The contenders
By Lenn Thompson, Editor-in-Chief
This month's edition of Wine Blogging Wednesday is actually the
first dual event between WBW and Sugar High Friday, a similar event
centered on desserts and sweets founded by this month's WBW host,
Jennifer Hamilton of The Domestic Goddess.
This will mark SHF #62, so it's been around for a while and this dual event is long overdue.
Her theme, Your Tenderest Twosome is a no-brainer for this first dual event:
"Most meals end with dessert and coffee or a glass of liqueur.

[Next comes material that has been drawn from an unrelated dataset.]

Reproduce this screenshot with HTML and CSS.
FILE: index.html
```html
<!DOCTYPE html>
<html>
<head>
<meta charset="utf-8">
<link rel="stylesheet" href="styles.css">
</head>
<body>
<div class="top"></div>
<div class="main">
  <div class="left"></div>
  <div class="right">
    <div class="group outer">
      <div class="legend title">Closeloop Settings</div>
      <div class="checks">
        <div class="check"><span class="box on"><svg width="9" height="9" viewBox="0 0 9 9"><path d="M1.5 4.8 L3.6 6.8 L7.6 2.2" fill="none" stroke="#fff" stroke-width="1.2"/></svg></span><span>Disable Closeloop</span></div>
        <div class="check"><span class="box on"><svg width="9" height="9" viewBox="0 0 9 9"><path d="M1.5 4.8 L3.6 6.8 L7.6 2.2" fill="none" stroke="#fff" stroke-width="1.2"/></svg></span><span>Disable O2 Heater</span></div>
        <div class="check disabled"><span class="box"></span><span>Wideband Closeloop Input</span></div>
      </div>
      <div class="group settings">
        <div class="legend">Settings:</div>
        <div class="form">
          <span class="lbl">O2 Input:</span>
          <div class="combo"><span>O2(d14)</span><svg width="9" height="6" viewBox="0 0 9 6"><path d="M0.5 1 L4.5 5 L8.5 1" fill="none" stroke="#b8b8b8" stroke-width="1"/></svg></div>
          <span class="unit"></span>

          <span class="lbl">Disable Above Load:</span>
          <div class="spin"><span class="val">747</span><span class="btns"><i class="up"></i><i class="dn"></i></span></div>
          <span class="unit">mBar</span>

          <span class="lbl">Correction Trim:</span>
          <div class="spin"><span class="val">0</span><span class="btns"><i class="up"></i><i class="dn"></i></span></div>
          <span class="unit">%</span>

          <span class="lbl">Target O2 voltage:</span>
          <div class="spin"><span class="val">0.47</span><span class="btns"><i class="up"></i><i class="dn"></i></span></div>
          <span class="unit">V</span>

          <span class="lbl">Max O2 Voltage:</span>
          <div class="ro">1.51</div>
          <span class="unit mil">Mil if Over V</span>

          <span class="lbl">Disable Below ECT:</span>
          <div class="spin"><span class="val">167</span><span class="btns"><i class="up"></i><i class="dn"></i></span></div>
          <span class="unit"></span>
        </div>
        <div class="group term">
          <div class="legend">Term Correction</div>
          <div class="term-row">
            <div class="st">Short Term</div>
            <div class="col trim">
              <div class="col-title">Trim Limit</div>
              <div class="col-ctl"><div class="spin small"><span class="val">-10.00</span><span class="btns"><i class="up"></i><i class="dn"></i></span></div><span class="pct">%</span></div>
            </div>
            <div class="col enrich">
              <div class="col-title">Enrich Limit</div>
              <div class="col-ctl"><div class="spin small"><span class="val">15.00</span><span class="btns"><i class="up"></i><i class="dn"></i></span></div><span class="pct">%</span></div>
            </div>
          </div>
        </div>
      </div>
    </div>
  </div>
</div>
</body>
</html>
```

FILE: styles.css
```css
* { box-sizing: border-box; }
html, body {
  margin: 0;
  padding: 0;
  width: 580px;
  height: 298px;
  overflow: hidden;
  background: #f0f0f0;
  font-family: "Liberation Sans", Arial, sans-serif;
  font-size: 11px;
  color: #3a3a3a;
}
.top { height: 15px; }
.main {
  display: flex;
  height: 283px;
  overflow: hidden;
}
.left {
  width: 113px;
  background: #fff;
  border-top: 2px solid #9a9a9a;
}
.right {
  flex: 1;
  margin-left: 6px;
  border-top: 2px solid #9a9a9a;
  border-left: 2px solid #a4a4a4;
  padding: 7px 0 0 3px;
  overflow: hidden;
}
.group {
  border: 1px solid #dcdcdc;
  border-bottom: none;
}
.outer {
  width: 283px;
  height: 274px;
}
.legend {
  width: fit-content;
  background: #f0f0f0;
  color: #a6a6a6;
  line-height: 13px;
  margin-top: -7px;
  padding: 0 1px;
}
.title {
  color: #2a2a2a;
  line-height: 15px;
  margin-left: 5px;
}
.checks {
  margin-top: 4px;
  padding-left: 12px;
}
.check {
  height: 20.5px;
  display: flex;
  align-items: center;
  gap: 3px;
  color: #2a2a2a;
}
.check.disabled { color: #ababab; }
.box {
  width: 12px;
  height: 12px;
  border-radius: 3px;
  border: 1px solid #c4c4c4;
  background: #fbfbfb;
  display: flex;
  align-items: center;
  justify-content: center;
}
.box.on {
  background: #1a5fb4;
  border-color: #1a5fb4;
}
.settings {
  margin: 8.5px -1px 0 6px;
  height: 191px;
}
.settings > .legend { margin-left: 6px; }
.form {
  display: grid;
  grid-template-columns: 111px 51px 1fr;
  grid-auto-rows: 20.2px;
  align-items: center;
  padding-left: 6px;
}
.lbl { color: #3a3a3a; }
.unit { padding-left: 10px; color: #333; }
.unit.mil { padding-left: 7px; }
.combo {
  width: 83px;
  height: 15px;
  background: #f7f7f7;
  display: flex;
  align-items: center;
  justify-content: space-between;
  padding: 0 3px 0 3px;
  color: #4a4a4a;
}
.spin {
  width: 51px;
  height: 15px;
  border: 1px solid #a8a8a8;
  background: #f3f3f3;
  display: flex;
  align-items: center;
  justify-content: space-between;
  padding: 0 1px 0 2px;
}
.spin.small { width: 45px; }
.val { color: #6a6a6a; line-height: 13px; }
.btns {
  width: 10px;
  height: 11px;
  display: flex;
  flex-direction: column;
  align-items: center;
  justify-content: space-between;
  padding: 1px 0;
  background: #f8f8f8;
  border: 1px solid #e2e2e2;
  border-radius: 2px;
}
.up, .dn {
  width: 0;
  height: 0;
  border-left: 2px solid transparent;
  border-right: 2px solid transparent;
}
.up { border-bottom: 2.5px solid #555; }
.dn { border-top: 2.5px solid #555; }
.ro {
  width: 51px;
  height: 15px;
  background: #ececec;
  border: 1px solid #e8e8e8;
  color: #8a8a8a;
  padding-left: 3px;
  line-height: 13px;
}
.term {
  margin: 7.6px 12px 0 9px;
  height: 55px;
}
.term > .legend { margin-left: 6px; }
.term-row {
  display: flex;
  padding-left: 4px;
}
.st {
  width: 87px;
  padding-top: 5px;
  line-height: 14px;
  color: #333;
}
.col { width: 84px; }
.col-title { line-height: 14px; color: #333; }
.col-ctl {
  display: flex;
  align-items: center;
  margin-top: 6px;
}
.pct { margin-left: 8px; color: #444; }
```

The focus on the meal is long since gone, as is the wine. Guests are
getting sleepy, hosts are getting antsy about the clean-up ahead of
them and no one is paying attention to what they're eating or drinking
anymore. I think this is shameful. Every once in a while, dessert
deserves the attention given to a main course…The proper
pairing of a sugary confection with a good wine is a difficult thing to
maneuver. I have seen it done a few times in restaurants, once or twice
at dinner parties and maybe done it once myself - and I almost
certainly managed it by accident. Do you go sweeter with the wine than
the dessert or match it? Do you go red or white or ice? Do you try to
harmonize regions or go completely off the map (so to speak) with your
choice…?You have the chance to decide all this and more for yourself this month
with the first ever joint SHF-WBW Dessert-Wine Pairing Event! All
bloggers (food, wine or otherwise) are welcome to participate. Post
your entry on Wednesday, February 24"
I wasn't alone in this pairing challenge — not by a long shot. This year, we celebrated Valentine's Day at our house with our friends Christine and Aaron (who just launched a cheese-themed blog Cave-Aged recently). We are a food-obsessed foursome and we each cooked a course for our V-day dinner.
Christine and Nena are both great bakers, but Christine drew the dessert course and unleashed a delicious chocolate-hazelnut cake with homemade vanilla bean gelato.
Wine with chocolate is something that wine writers and 'experts' like to talk about a lot, but I'm firmly in the I'd-rather-drink-milk camp when it comes to chocolate. I said so out on Twitter leading up to Valentine's Day and quite a discussion ensued, with Paul Grieco of Hearth and Terroir telling me, more or less, that I'm wrong and that I should try some Pedro Ximenez with chocolate this year.
I'm always willing to be proven wrong, so (as you can see in the picture above) I pulled out a couple bottles of PX to try with Christine's cake. I also grabbed a bottle of Bual because someone else mentioned that as a pairing, and thought it'd be fun to try one local wine — Paperbirch Raspberry Fine Ruby, made by Hudson-Chatham Winery up in the northern Hudson Valley.
On their own, the PX sherries were my favorites, but I thought that they took away from the chocolate cakes and vice versa. This has always been my issue when trying to pair wine with chocolate — it can 'work' but typically neither is enhanced. The Bual, for me anyway, was a mess with the cakes, by far the worst of the four.
Then we got to the raspberry port-style dessert wine, which is made with HudsonValley-grown hybrids and, of course, raspberries.
On it's own, it's a bit too sweet for me and fairly one-dimensional — almost entirely pure raspberry in flavor. But with the cake, the sweetness wasn't as overpowering and the fruitiness worked well. I still preferred the cake on its own, but the cake did improve the wine. One out of two ain't bad, right?
Thanks to Jennifer for the great theme idea — and to Paul for challenging my chocolate-wine pairing beliefs, even if they didn't change.